“A decade before this fall’s salmon-virus scare, a Canadian government researcher said she found a similar virus in more than 100 wild fish from Alaska to Vancouver Island,” reports Craig Welch in the Seattle Times.
Four researchers authored the paper, which studied “chum, coho, pink and sockeye salmon from the west coast of Vancouver Island, Southeast Alaska, and the Bering Sea between August 2002 and April 2003,” says the Canadian Press in the Huffington Post.
Field researcher Molly Kibenge found indications of the virus in 117 fish, though all were asymptomatic. That wasn’t terribly surprising: In a paper published in Diseases of Aquatic Organisms in 2001, where her husband Fred Kibenge was lead author, they had already concluded that wild salmon could contract–but weren’t in terrible danger from–ISAv:
Within Norway, Scotland and the Canadian east coast (considered the normal geographic distribution), ISAV has been documented to cause disease outbreaks only in marine farmed Atlantic salmon.

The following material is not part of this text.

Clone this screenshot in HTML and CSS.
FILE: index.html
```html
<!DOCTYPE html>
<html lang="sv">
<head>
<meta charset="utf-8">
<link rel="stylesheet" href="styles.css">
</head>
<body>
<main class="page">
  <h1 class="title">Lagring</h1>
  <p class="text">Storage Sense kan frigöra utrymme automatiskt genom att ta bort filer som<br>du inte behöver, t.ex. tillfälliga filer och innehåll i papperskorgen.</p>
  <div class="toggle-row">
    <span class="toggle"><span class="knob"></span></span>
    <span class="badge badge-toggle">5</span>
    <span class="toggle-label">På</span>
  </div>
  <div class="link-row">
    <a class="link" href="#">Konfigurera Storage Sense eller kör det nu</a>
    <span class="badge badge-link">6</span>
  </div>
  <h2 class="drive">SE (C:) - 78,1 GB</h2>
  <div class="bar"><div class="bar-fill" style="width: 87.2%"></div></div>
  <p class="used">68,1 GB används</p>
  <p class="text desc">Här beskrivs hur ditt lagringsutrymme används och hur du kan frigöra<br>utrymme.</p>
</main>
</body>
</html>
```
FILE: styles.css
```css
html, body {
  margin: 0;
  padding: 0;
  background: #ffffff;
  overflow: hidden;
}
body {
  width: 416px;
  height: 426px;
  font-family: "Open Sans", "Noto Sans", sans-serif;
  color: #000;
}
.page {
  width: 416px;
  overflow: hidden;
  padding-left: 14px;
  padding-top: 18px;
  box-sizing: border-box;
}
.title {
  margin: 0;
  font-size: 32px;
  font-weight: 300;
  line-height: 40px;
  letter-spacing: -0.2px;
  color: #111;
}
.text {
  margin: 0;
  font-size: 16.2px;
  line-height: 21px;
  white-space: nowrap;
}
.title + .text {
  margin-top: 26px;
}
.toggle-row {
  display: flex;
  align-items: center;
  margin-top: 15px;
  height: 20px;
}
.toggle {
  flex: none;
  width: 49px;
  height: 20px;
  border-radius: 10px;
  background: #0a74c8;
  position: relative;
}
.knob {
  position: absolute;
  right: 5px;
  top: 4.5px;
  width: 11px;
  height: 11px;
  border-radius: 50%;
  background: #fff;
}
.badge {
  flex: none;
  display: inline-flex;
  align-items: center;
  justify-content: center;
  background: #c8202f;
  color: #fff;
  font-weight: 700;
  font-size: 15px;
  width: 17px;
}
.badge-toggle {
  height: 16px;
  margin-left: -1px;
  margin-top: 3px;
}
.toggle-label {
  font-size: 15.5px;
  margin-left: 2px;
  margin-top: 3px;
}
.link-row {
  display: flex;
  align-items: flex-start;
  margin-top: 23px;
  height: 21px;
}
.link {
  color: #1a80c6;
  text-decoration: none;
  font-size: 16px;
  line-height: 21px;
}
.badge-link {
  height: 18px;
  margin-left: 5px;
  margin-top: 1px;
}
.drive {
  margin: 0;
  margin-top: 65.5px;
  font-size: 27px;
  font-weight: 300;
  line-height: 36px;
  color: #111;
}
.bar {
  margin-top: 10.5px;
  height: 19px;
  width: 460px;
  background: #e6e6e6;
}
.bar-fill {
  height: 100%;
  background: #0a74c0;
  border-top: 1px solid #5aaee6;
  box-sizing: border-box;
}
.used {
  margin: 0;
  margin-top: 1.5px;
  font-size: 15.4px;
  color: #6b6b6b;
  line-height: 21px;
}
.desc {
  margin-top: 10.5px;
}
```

Wild fish with virus but no disease are common (Nylund et al. 1999, Devold et al. 2000), suggesting that asymptomatic or mild infection usually occurs among wild fish in those regions.

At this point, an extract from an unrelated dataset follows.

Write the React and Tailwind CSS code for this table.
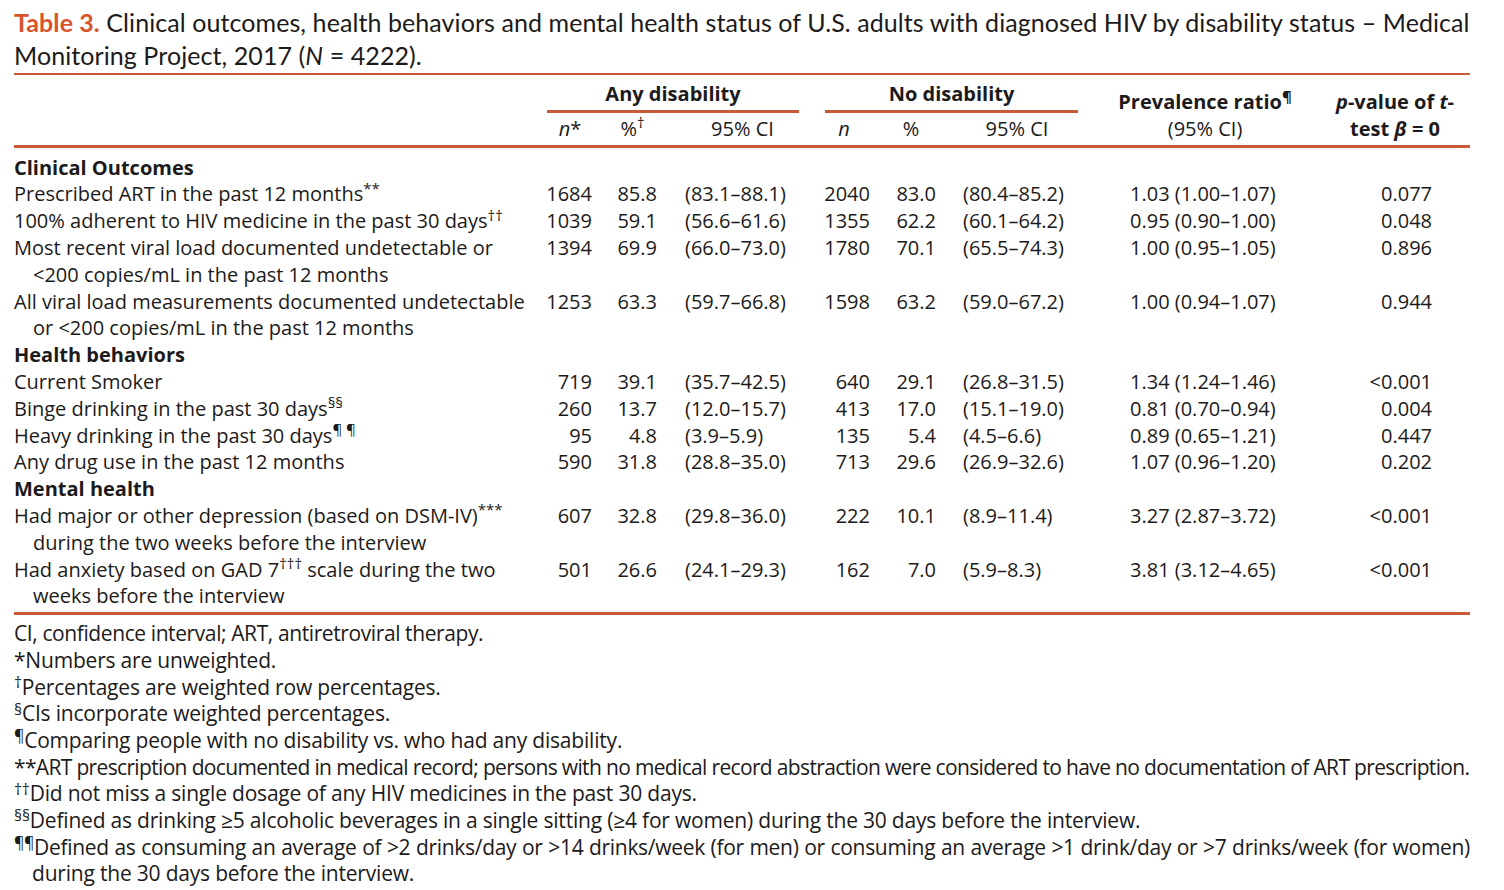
const rule = 'border-[#c75b39]';

const rows = [
  { section: 'Clinical Outcomes' },
  { label: <>Prescribed ART in the past 12 months<sup>**</sup></>, a: ['1684', '85.8', '(83.1–88.1)'], b: ['2040', '83.0', '(80.4–85.2)'], pr: '1.03 (1.00–1.07)', p: '0.077' },
  { label: <>100% adherent to HIV medicine in the past 30 days<sup>††</sup></>, a: ['1039', '59.1', '(56.6–61.6)'], b: ['1355', '62.2', '(60.1–64.2)'], pr: '0.95 (0.90–1.00)', p: '0.048' },
  { label: <>Most recent viral load documented undetectable or<br />&lt;200 copies/mL in the past 12 months</>, a: ['1394', '69.9', '(66.0–73.0)'], b: ['1780', '70.1', '(65.5–74.3)'], pr: '1.00 (0.95–1.05)', p: '0.896' },
  { label: <>All viral load measurements documented undetectable<br />or &lt;200 copies/mL in the past 12 months</>, a: ['1253', '63.3', '(59.7–66.8)'], b: ['1598', '63.2', '(59.0–67.2)'], pr: '1.00 (0.94–1.07)', p: '0.944' },
  { section: 'Health behaviors' },
  { label: 'Current Smoker', a: ['719', '39.1', '(35.7–42.5)'], b: ['640', '29.1', '(26.8–31.5)'], pr: '1.34 (1.24–1.46)', p: '<0.001' },
  { label: <>Binge drinking in the past 30 days<sup>§§</sup></>, a: ['260', '13.7', '(12.0–15.7)'], b: ['413', '17.0', '(15.1–19.0)'], pr: '0.81 (0.70–0.94)', p: '0.004' },
  { label: <>Heavy drinking in the past 30 days<sup>¶ ¶</sup></>, a: ['95', '4.8', '(3.9–5.9)'], b: ['135', '5.4', '(4.5–6.6)'], pr: '0.89 (0.65–1.21)', p: '0.447' },
  { label: 'Any drug use in the past 12 months', a: ['590', '31.8', '(28.8–35.0)'], b: ['713', '29.6', '(26.9–32.6)'], pr: '1.07 (0.96–1.20)', p: '0.202' },
  { section: 'Mental health' },
  { label: <>Had major or other depression (based on DSM-IV)<sup>***</sup><br />during the two weeks before the interview</>, a: ['607', '32.8', '(29.8–36.0)'], b: ['222', '10.1', '(8.9–11.4)'], pr: '3.27 (2.87–3.72)', p: '<0.001' },
  { label: <>Had anxiety based on GAD 7<sup>†††</sup> scale during the two<br />weeks before the interview</>, a: ['501', '26.6', '(24.1–29.3)'], b: ['162', '7.0', '(5.9–8.3)'], pr: '3.81 (3.12–4.65)', p: '<0.001' },
];

const Mark = ({ children }) => <sup className="-top-[0.42em]">{children}</sup>;

const App = () => {
  return (
    <div className="min-h-[890px] bg-white text-[#1c1a1a] font-['Open_Sans',sans-serif]">
      <div className="w-[1456px] ml-[14px] pt-[6px]">
        <h1 className="font-['Lato',sans-serif] text-[25px] leading-[33px] tracking-[0.08px]">
          <span className="font-bold text-[#d9542b]">Table 3.</span> Clinical outcomes, health behaviors and mental health status of U.S. adults with diagnosed HIV by disability status – Medical<br />
          Monitoring Project, 2017 (<i>N</i> = 4222).
        </h1>

        <div className={`mt-[1px] border-t-2 ${rule}`}>
          <table className="w-full table-fixed border-collapse text-[20px] leading-[26.8px]">
            <colgroup>
              <col className="w-[526px]" />
              <col className="w-[60px]" />
              <col className="w-[65px]" />
              <col className="w-[145px]" />
              <col className="w-[68px]" />
              <col className="w-[66px]" />
              <col className="w-[146px]" />
              <col className="w-[230px]" />
              <col className="w-[150px]" />
            </colgroup>
            <thead className={`border-b-[3px] ${rule}`}>
              <tr>
                <th></th>
                <th colSpan={3} className="p-0 pt-[6px] font-bold">
                  <div className={`ml-[7px] mr-[11px] border-b-[3px] ${rule} pb-[2px]`}>Any disability</div>
                </th>
                <th colSpan={3} className="p-0 pt-[6px] font-bold">
                  <div className={`ml-[15px] mr-[12px] border-b-[3px] ${rule} pb-[2px]`}>No disability</div>
                </th>
                <th rowSpan={2} className="p-0 pb-[2px] align-bottom">
                  <div className="font-bold">Prevalence ratio<sup>¶</sup></div>
                  <div className="font-normal">(95% CI)</div>
                </th>
                <th rowSpan={2} className="p-0 pb-[2px] align-bottom font-bold">
                  <div><i>p</i>-value of <i>t</i>-</div>
                  <div>test <i>β</i> = 0</div>
                </th>
              </tr>
              <tr>
                <th className="p-0"></th>
                <th className="p-0 pt-[3px] pb-[2px] font-normal"><i>n</i>*</th>
                <th className="p-0 pt-[3px] pb-[2px] font-normal">%<sup>†</sup></th>
                <th className="p-0 pt-[3px] pb-[2px] pl-[10px] font-normal">95% CI</th>
                <th className="p-0 pt-[3px] pb-[2px] font-normal"><i>n</i></th>
                <th className="p-0 pt-[3px] pb-[2px] font-normal">%</th>
                <th className="p-0 pt-[3px] pb-[2px] font-normal">95% CI</th>
              </tr>
            </thead>
            <tbody className={`border-b-[3px] ${rule}`}>
              {rows.map((r, i) => {
                const top = i === 0 ? 'pt-[7px]' : '';
                const bottom = i === rows.length - 1 ? 'pb-[2px]' : '';
                if (r.section) {
                  return (
                    <tr key={i}>
                      <td colSpan={9} className={`p-0 font-bold ${top}`}>{r.section}</td>
                    </tr>
                  );
                }
                return (
                  <tr key={i} className="align-top">
                    <td className={`p-0 pl-[19px] -indent-[19px] ${bottom}`}>{r.label}</td>
                    <td className="p-0 pr-[8px] text-right">{r.a[0]}</td>
                    <td className="p-0 pr-[8px] text-right">{r.a[1]}</td>
                    <td className="p-0 pl-[20px]">{r.a[2]}</td>
                    <td className="p-0 pr-[8px] text-right">{r.b[0]}</td>
                    <td className="p-0 pr-[8px] text-right">{r.b[1]}</td>
                    <td className="p-0 pl-[19px]">{r.b[2]}</td>
                    <td className="p-0 pl-[40px]">{r.pr}</td>
                    <td className="p-0 pr-[38px] text-right">{r.p}</td>
                  </tr>
                );
              })}
            </tbody>
          </table>
        </div>

        <div className="pt-[5px] text-[21px] leading-[26.7px] tracking-[-0.2px]">
          <p className="tracking-[-0.4px]">CI, confidence interval; ART, antiretroviral therapy.</p>
          <p>*Numbers are unweighted.</p>
          <p><Mark>†</Mark>Percentages are weighted row percentages.</p>
          <p><Mark>§</Mark>CIs incorporate weighted percentages.</p>
          <p><Mark>¶</Mark>Comparing people with no disability vs. who had any disability.</p>
          <p className="whitespace-nowrap tracking-[-0.66px]">**ART prescription documented in medical record; persons with no medical record abstraction were considered to have no documentation of ART prescription.</p>
          <p><Mark>††</Mark>Did not miss a single dosage of any HIV medicines in the past 30 days.</p>
          <p><Mark>§§</Mark>Defined as drinking ≥5 alcoholic beverages in a single sitting (≥4 for women) during the 30 days before the interview.</p>
          <p>
            <span className="block text-justify [text-align-last:justify] tracking-[-0.3px]"><Mark>¶¶</Mark>Defined as consuming an average of &gt;2 drinks/day or &gt;14 drinks/week (for men) or consuming an average &gt;1 drink/day or &gt;7 drinks/week (for women)</span>
            <span className="block pl-[18px]">during the 30 days before the interview.</span>
          </p>
        </div>
      </div>
    </div>
  );
};

export default App;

With no particular urgency to the findings, the paper was filed away. However, back in October, the news broke that infectious salmon anemia had come to the West Coast–or at least it had according to researchers who were bucking the official Canadian government word on the subject. So the paper, which clearly disputed the official government word as well, was suddenly relevant.
Molly Kibenge tried to get permission to submit the paper for publication in a journal–which would have opened the results up to peer review, for good or bad–but fellow author Simon Jones, of the Aquatic Animal Health Section of the Pacific Biological Station, refused. “[A]ll attempts to isolate the virus into cell culture failed,” he reminded Kibenge, who would have needed no reminding because it has been very difficult to isolate the virus into cell culture, even when working from dead salmon from the enormous Chilean outbreak that decimated the farmed salmon industry there.
Molly and Fred Kibenge’s 2001 paper suggests that very thing: “It is possible that ISAV strains of low virulence and non-pathogenic strains grow poorly or not at all in currently available fish cell lines,” they wrote.
When reports of more ISAv surfaced in early November, the government shot back that its tests, supported by an independent lab in Norway, showed no such thing. The problem? The Norwegian scientists actually disagreed:
“Our results are not conclusive, but do suggest … that an ISA virus is present in wild populations of O. nerka (Pacific sockeye),” Dr. Are Nylund, a professor of biology at the University of Bergen, wrote in an email exchange with The Seattle Times.
This tempest in a cell culture is ironic given that Molly Kibenge’s research, if accurate, would tend to reduce fears about the virus being “unleashed” in Pacific salmon–they already have it, it would seem, and are managing nicely. (That’s not to rule out the likelihood that the virus could mutate into a more virulent strain.)
What remains true is that farmed salmon Atlantic salmon are particularly susceptible to the virus, due in part to the cramped conditions of said farms, just as the close quarters of cities are breeding grounds for human viruses. The Canadian government’s alleged attempt to protect them from media exposure to the virus will do nothing to prevent an actual outbreak if wild fish are acting as a reservoir.
Meanwhile, Alexandra Morton, the biologist who found the latest suspect salmon, has had it with the governmental line. In a letter to Minister Ashfield she says:
Show us your Moncton test results because your lab is the only one that cannot find ISA virus. I would also suggest you stop obsessing over the quality of the River Inlet samples and go out and get your own samples. You have an entire department at your disposal.